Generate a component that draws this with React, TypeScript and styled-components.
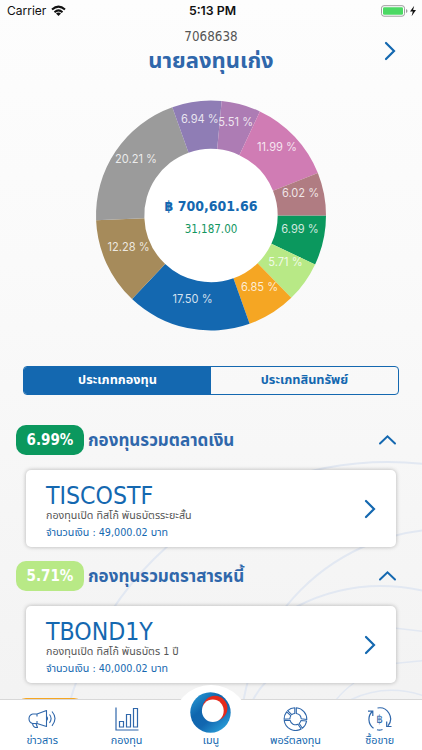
import React from "react";
import styled, { createGlobalStyle } from "styled-components";

const BLUE = "#1468b0";
const INK = "#2f67ab";

const GlobalStyle = createGlobalStyle`
  * { box-sizing: border-box; }
  body { margin: 0; background: #fff; overflow: hidden; }
`;

const Screen = styled.div`
  position: relative;
  width: 422px;
  height: 750px;
  overflow: hidden;
  display: flex;
  flex-direction: column;
  background: linear-gradient(180deg, #fdfdfd 0%, #fafafa 35%, #f7f7f7 60%, #f2f2f2 100%);
  font-family: "DejaVu Sans Condensed", "Noto Sans", "Noto Sans Thai", sans-serif;
  color: ${BLUE};
`;

const Backdrop = styled.svg`
  position: absolute;
  inset: 0;
`;

const StatusBar = styled.div`
  position: relative;
  height: 22px;
  flex: none;
  padding: 0 4px 0 7px;
  display: grid;
  grid-template-columns: 1fr auto 1fr;
  align-items: center;
  font: 400 12px/22px Inter, sans-serif;
  color: #111;
`;
const Carrier = styled.div`
  display: flex;
  align-items: center;
  gap: 5px;
`;
const Clock = styled.div`
  font-weight: 600;
  font-size: 12.3px;
`;
const Power = styled.div`
  display: flex;
  justify-content: flex-end;
  align-items: center;
`;

const Header = styled.header`
  position: relative;
  height: 70px;
  flex: none;
  display: grid;
  grid-template-columns: 64px 1fr 64px;
  justify-items: center;
`;
const Account = styled.div`
  grid-column: 2;
  display: flex;
  flex-direction: column;
  align-items: center;
`;
const AccountId = styled.div`
  font-size: 13.3px;
  line-height: 18px;
  margin-top: 6px;
  color: #555;
`;
const AccountName = styled.h1`
  margin: 0;
  font-size: 22px;
  line-height: 30px;
  font-weight: 700;
  white-space: nowrap;
  color: ${INK};
`;
const NextButton = styled.div`
  padding-top: 19px;
`;

const ChartArea = styled.div`
  position: relative;
  height: 274px;
  flex: none;
`;
const SliceLabel = styled.text`
  font: 400 11.1px Inter, sans-serif;
  fill: #fff;
  fill-opacity: 0.82;
`;
const Total = styled.text`
  font: 700 14px "DejaVu Sans Condensed", "Noto Sans", sans-serif;
  fill: ${BLUE};
`;
const Gain = styled.text`
  font: 400 11.5px "DejaVu Sans Condensed", "Noto Sans", sans-serif;
  fill: #12965f;
`;

const Tabs = styled.div`
  position: relative;
  flex: none;
  margin: 0 23px;
  height: 29px;
  display: flex;
  border: 1px solid ${BLUE};
  border-radius: 4px;
  overflow: hidden;
`;
const Tab = styled.div<{ $active?: boolean }>`
  flex: 1;
  display: flex;
  align-items: center;
  justify-content: center;
  font-size: 12.7px;
  font-weight: 700;
  white-space: nowrap;
  color: ${(p) => (p.$active ? "#fff" : BLUE)};
  background: ${(p) => (p.$active ? BLUE : "transparent")};
`;

const Groups = styled.main`
  position: relative;
  flex: none;
  padding-top: 30px;
`;
const Group = styled.section`
  height: 136.4px;
`;
const GroupHead = styled.div`
  display: flex;
  align-items: center;
  height: 30px;
  padding: 0 25px 0 16px;
`;
const Percent = styled.div<{ $color: string }>`
  width: 68px;
  height: 30px;
  border-radius: 10px;
  background: ${(p) => p.$color};
  color: #fff;
  font-size: 15px;
  font-weight: 700;
  line-height: 31px;
  text-align: center;
`;
const GroupName = styled.div`
  flex: 1;
  padding-left: 4px;
  font-size: 17px;
  line-height: 30px;
  font-weight: 700;
  white-space: nowrap;
  color: ${INK};
`;
const Card = styled.div`
  margin: 15px 26px 0;
  height: 77px;
  border-radius: 5px;
  background: #fff;
  box-shadow: 0 0 4px rgba(0, 0, 0, 0.28);
  display: flex;
  align-items: center;
  justify-content: space-between;
  padding: 0 20px;
`;
const CardText = styled.div`
  display: flex;
  flex-direction: column;
  padding-top: 4px;
`;
const FundCode = styled.div`
  font-size: 24.6px;
  line-height: 26px;
  padding-top: 2px;
  margin-bottom: -2px;
`;
const FundName = styled.div`
  font-size: 10.7px;
  line-height: 17px;
  white-space: nowrap;
  color: #555;
`;
const Amount = styled(FundName)`
  color: ${BLUE};
`;

const NavBar = styled.nav`
  position: absolute;
  left: 0;
  right: 0;
  bottom: 0;
  height: 51px;
  display: grid;
  grid-template-columns: repeat(5, 1fr);
  background: #fff;
  border-top: 1px solid #d8d8d8;
`;
const NavItem = styled.div`
  display: flex;
  flex-direction: column;
  align-items: center;
  justify-content: flex-end;
  gap: 2px;
  padding-bottom: 1px;
`;
const NavLabel = styled.div`
  font-size: 10.8px;
  line-height: 16px;
  white-space: nowrap;
`;
const MenuItem = styled(NavItem)`
  justify-self: center;
  width: 78px;
  height: 65px;
  margin-top: -15px;
  gap: 0;
  padding-bottom: 1px;
  border-radius: 39px 39px 0 0;
  background: #fff;
`;

const slices = [
  { v: 6.99, c: "#0b985e", x: 300, y: 229 },
  { v: 5.71, c: "#b8e986", x: 285.5, y: 262 },
  { v: 6.85, c: "#f5a623", x: 259.5, y: 286.5 },
  { v: 17.5, c: "#1468b0", x: 192.5, y: 298.5 },
  { v: 12.28, c: "#a68b5b", x: 128.5, y: 247 },
  { v: 20.21, c: "#9b9b9b", x: 136, y: 158.5 },
  { v: 6.94, c: "#8f7db5", x: 199.9, y: 119 },
  { v: 5.51, c: "#ad7cb4", x: 235.7, y: 121.8 },
  { v: 11.99, c: "#d07cb4", x: 277, y: 147 },
  { v: 6.02, c: "#b07c82", x: 300.5, y: 192.5 },
];

function ring(start: number, end: number) {
  const p = (r: number, t: number) =>
    `${(211 + r * Math.cos(t * Math.PI * 2)).toFixed(2)} ${(123.5 + r * Math.sin(t * Math.PI * 2)).toFixed(2)}`;
  return `M${p(115, start)} A115 115 0 0 1 ${p(115, end)} L${p(66.7, end)} A66.7 66.7 0 0 0 ${p(66.7, start)}Z`;
}

function Donut() {
  let at = 0;
  return (
    <svg width="422" height="274">
      <circle cx="211" cy="123.5" r="68" fill="#fff" />
      {slices.map((s) => {
        const from = at;
        at += s.v / 100;
        return <path key={s.v} d={ring(from, at)} fill={s.c} />;
      })}
      {slices.map((s) => (
        <SliceLabel key={s.v} x={s.x} y={s.y - 92 + 4.1} textAnchor="middle">
          {s.v.toFixed(2)} %
        </SliceLabel>
      ))}
      <Total x="211" y="118.7" textAnchor="middle">฿ 700,601.66</Total>
      <Gain x="211" y="141" textAnchor="middle">31,187.00</Gain>
    </svg>
  );
}

function Chevron({ up = false }: { up?: boolean }) {
  return up ? (
    <svg width="19" height="12" fill="none" stroke={BLUE} strokeWidth="2" strokeLinecap="round">
      <path d="M2 9.5 9.5 2.3 17 9.5" />
    </svg>
  ) : (
    <svg width="12" height="20" fill="none" stroke={BLUE} strokeWidth="2.2" strokeLinecap="round">
      <path d="M2 2 10 10 2 18" />
    </svg>
  );
}

function Swirls() {
  return (
    <Backdrop width="422" height="750" fill="none" stroke="#e2e8f2" strokeWidth="2">
      <circle cx="388" cy="793" r="331" />
      <circle cx="447.5" cy="736" r="207" />
      <path d="M253 700Q258 690 266 682M296 607Q356 576 424 591" />
      <g strokeWidth="1.5">
        <path d="M394 628 424 631.5M394 663.5 424 660.5M336 700Q344 690 354 683M350 700Q386 683 424 696" />
      </g>
    </Backdrop>
  );
}

function Wifi() {
  return (
    <svg width="15" height="12" viewBox="0 0 15 12" fill="none" stroke="#111" strokeWidth="2">
      <path d="M1 4.6Q7.5-1.3 14 4.6M3.5 7.2Q7.5 3.6 11.5 7.2" />
      <path d="M7.5 11 5 8.5Q7.5 6.6 10 8.5Z" fill="#111" stroke="none" />
    </svg>
  );
}

function Battery() {
  return (
    <svg width="38" height="13" viewBox="0 0 38 13">
      <rect x="1.5" y="0.7" width="23" height="10.5" rx="2.5" fill="#fff" stroke="#9d9d9d" />
      <rect x="3" y="2.2" width="20" height="7.5" rx="1.2" fill="#4cd964" />
      <path d="M26 4q1.5.6 1.5 2t-1.5 2Z" fill="#9d9d9d" />
      <path d="M34.2 0.7 30 6.6h2.8L31.6 11.2 36 5.1h-2.9Z" fill="#111" />
    </svg>
  );
}

function Megaphone() {
  return (
    <svg width="28" height="24" viewBox="0 0 28 24" fill="none" stroke={INK} strokeWidth="1.1" strokeLinejoin="round">
      <path d="M4.5 7H9L18.5 3.5V19.5L9 16.5H4.5Q1 15.5 1 11.8T4.5 7M9 7V9.5M9 14V16.5" />
      <path d="M4.5 16.5Q5 20 7.5 20.5H9.5L8 16.5" />
      <path d="M18.5 9.5Q20.500 11.5 18.5 13.5M21.500 7.5Q24.7 11.5 21.5 15.8M24 4.5Q30 11.5 24 18.8" />
    </svg>
  );
}

function Bars() {
  return (
    <svg width="24" height="24" viewBox="0 0 24 24" fill="none" stroke={INK} strokeWidth="1.2">
      <path d="M1 .5V23H23.5M4.5 14.5h4v5.5h-4zM11.5 7.5h4V20h-4zM18.5 1.5h4V20h-4z" />
    </svg>
  );
}

function Portfolio() {
  return (
    <svg width="25" height="24" viewBox="0 0 25 24" fill="none" stroke={INK} strokeWidth="1.1" strokeLinejoin="round">
      <path d="M11.8.7V6.5A5.8 5.8 0 0 0 8.8 7.6L4.6 3.6A11.5 11.5 0 0 1 11.8.7Z" />
      <path d="M13.3.7A11.5 11.5 0 0 1 23.8 12.5L18.2 11.8A5.8 5.8 0 0 0 13.3 6.5Z" />
      <path d="M3.6 4.8 7.8 8.7A5.8 5.8 0 0 0 6.9 11.8L1.1 12.3A11.5 11.5 0 0 1 3.6 4.8Z" />
      <path d="M1.2 13.5 7 13.2A5.8 5.8 0 0 0 15 17.3L18.2 22A11.5 11.5 0 0 1 1.2 13.5Z" />
      <path d="M23.6 14A11.5 11.5 0 0 1 19.4 21.2L16.2 16.5A5.8 5.8 0 0 0 17.9 13.5Z" />
    </svg>
  );
}

const CoinSign = styled.text`
  font: 400 11.5px "DejaVu Sans Condensed", "Noto Sans", sans-serif;
  fill: ${INK};
  stroke: none;
`;

function Exchange() {
  return (
    <svg width="25" height="24" viewBox="0 0 25 24" fill="none" stroke={INK} strokeWidth="1.2">
      <path d="M6.5 21.3A11 11 0 0 1 5.5 4.3M1 4.2H5.8V9M10.5 1A11 11 0 0 1 21 18.8M24.5 19.5H19.7V14.5M10 22.7Q12.5 23.5 15.5 22.5" />
      <CoinSign x="12.5" y="16.2" textAnchor="middle">฿</CoinSign>
    </svg>
  );
}

function Logo() {
  return (
    <svg width="41" height="41" viewBox="0 0 41 41">
      <defs>
        <linearGradient id="orb" x1="0" y1="0" x2="0.8" y2="1">
          <stop offset="0" stopColor="#2ba3dc" />
          <stop offset="0.4" stopColor="#0f66ae" />
          <stop offset="0.65" stopColor="#1267b0" />
          <stop offset="1" stopColor="#2ba3dc" />
        </linearGradient>
      </defs>
      <circle cx="20.5" cy="20.5" r="20.2" fill="url(#orb)" />
      <circle cx="25" cy="16.2" r="12.4" fill="#e52a1c" />
      <ellipse cx="22.8" cy="18.7" rx="10.9" ry="11.3" fill="#fff" />
    </svg>
  );
}

const groups = [
  { pct: "6.99%", color: "#0b985e", name: "กองทุนรวมตลาดเงิน", code: "TISCOSTF", fund: "กองทุนเปิด ทิสโก้ พันธบัตรระยะสั้น", amount: "49,000.02" },
  { pct: "5.71%", color: "#b8e986", name: "กองทุนรวมตราสารหนี้", code: "TBOND1Y", fund: "กองทุนเปิด ทิสโก้ พันธบัตร 1 ปี", amount: "40,000.02" },
];

export default function App() {
  return (
    <Screen>
      <GlobalStyle />
      <Swirls />
      <StatusBar>
        <Carrier>Carrier <Wifi /></Carrier>
        <Clock>5:13 PM</Clock>
        <Power><Battery /></Power>
      </StatusBar>
      <Header>
        <Account>
          <AccountId>7068638</AccountId>
          <AccountName>นายลงทุนเก่ง</AccountName>
        </Account>
        <NextButton><Chevron /></NextButton>
      </Header>
      <ChartArea><Donut /></ChartArea>
      <Tabs>
        <Tab $active>ประเภทกองทุน</Tab>
        <Tab>ประเภทสินทรัพย์</Tab>
      </Tabs>
      <Groups>
        {groups.map((g) => (
          <Group key={g.code}>
            <GroupHead>
              <Percent $color={g.color}>{g.pct}</Percent>
              <GroupName>{g.name}</GroupName>
              <Chevron up />
            </GroupHead>
            <Card>
              <CardText>
                <FundCode>{g.code}</FundCode>
                <FundName>{g.fund}</FundName>
                <Amount>จำนวนเงิน : {g.amount} บาท</Amount>
              </CardText>
              <Chevron />
            </Card>
          </Group>
        ))}
        <GroupHead>
          <Percent $color="#f5a623" />
        </GroupHead>
      </Groups>
      <NavBar>
        <NavItem><Megaphone /><NavLabel>ข่าวสาร</NavLabel></NavItem>
        <NavItem><Bars /><NavLabel>กองทุน</NavLabel></NavItem>
        <MenuItem><Logo /><NavLabel>เมนู</NavLabel></MenuItem>
        <NavItem><Portfolio /><NavLabel>พอร์ตลงทุน</NavLabel></NavItem>
        <NavItem><Exchange /><NavLabel>ซื้อขาย</NavLabel></NavItem>
      </NavBar>
    </Screen>
  );
}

What this task involves ▸ Lines of the material that contain the word "components" are to be gathered.

Task answer ▸
Generate a component that draws this with React, TypeScript and styled-components.
import styled, { createGlobalStyle } from "styled-components";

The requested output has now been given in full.